Il giorno successivo all’annuncio della rivalutazione, sono state pubblicate le nuove statistiche congiunturali, che hanno mostrato come la crescita resti su livelli decisamente esuberanti rispetto al 2004: il Pil è balzato al 9,5%, nel secondo trimestre 2005, superando le più ottimistiche previsioni; la produzione industriale a giugno è aumentata del 16,8% e gli investimenti in attività fisse sono schizzati del 25,4%, da gennaio a giugno. Nel contempo, l’Inflazione resta ampiamente sotto controllo, con un tasso dell’1,6%.

Secondo uno studio dell’Economist, queste cifre potrebbero esser state gonfiate artificialmente, mentre, in realtà, l’economia cinese si troverebbe in una fase di rallentamento. Molti economisti sono in effetti convinti che Pechino abbia una tendenza “istituzionalizzata” a sovrastimare la crescita quando si trova al punto inferiore di un ciclo e a sottostimarla quando si trova all’apice. Inoltre, fanno notare
che la congiuntura cinese è alimentata principalmente dagli investimenti piuttosto
che dai consumi domestici, al contrario di quanto avviene in Occidente.

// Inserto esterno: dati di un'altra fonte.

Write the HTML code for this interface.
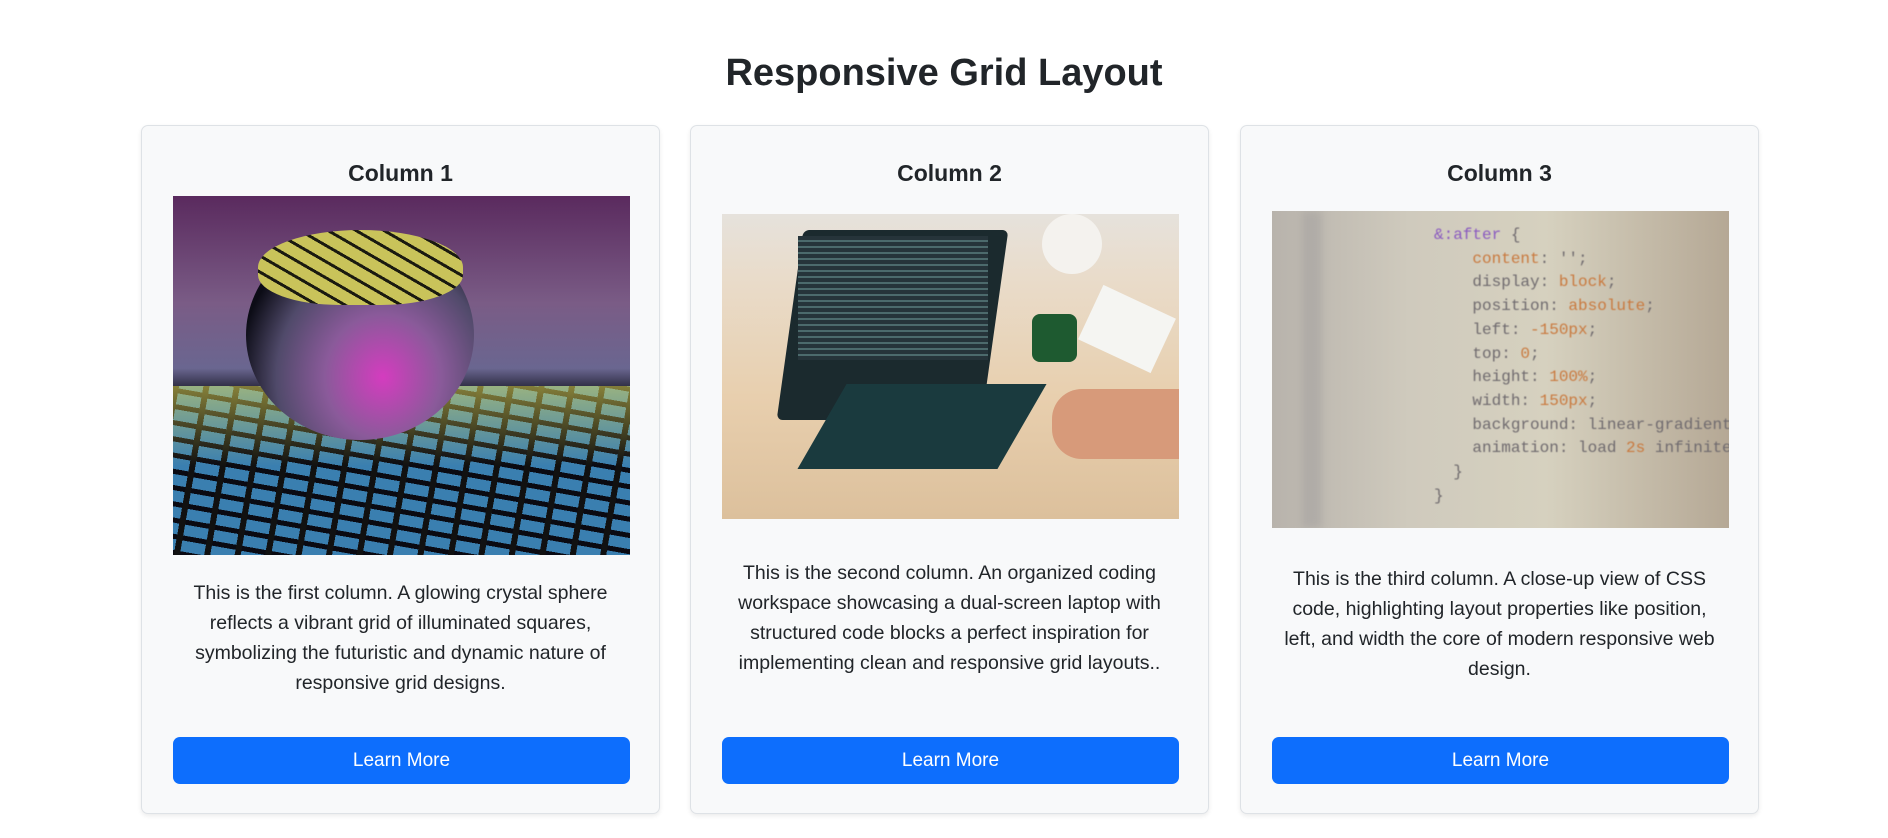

Per tale ragione, appare particolarmente vulnerabile a ogni rallentamento negli investimenti, sia aziendali che pubblici (impianti e infrastrutture).
Complessivamente, si ha tuttavia l’impressione che la Cina stia amministrando con maestria l’atterraggio morbido dell’economia verso il quale mirava; questa volta, infatti, le autorità di Pechino sono intervenute tagliando la crescita prima che la sua espansione divenisse incontrollabile, con largo anticipo e maggiore determinazione rispetto a quanto fecero a metà degli anni Novanta.
Nel lungo periodo, quindi, non si intravedono gravi rischi per la salute
dell’economia cinese. Nel breve, invece, la maggior preoccupazione è che
la Cina possa divenire vittima del proprio successo internazionale. Finora
il gigante giallo è stato un potente motore per l’intera economia mondiale; se dovesse rallentare, le tensioni politiche e commerciali potrebbero inasprirsi.

In conclusione, l’entità della rivalutazione dello yuan risulta ancora troppo
contenuta per poter consentire un riallineamento della moneta sul mercato
internazionale e un conseguente rincaro delle vendite cinesi all’estero.
Tale rivalutazione, però, appare come un gesto politico destinato a raffreddare
le pressioni finora esercitate su Pechino dai governi occidentali, specialmente
quello statunitense. Ma se l’economia cinese dovesse rallentare
bruscamente e quindi il governo decidesse di intervenire per proteggere
l’export, il livello delle tensioni ritornerebbe purtroppo a salire.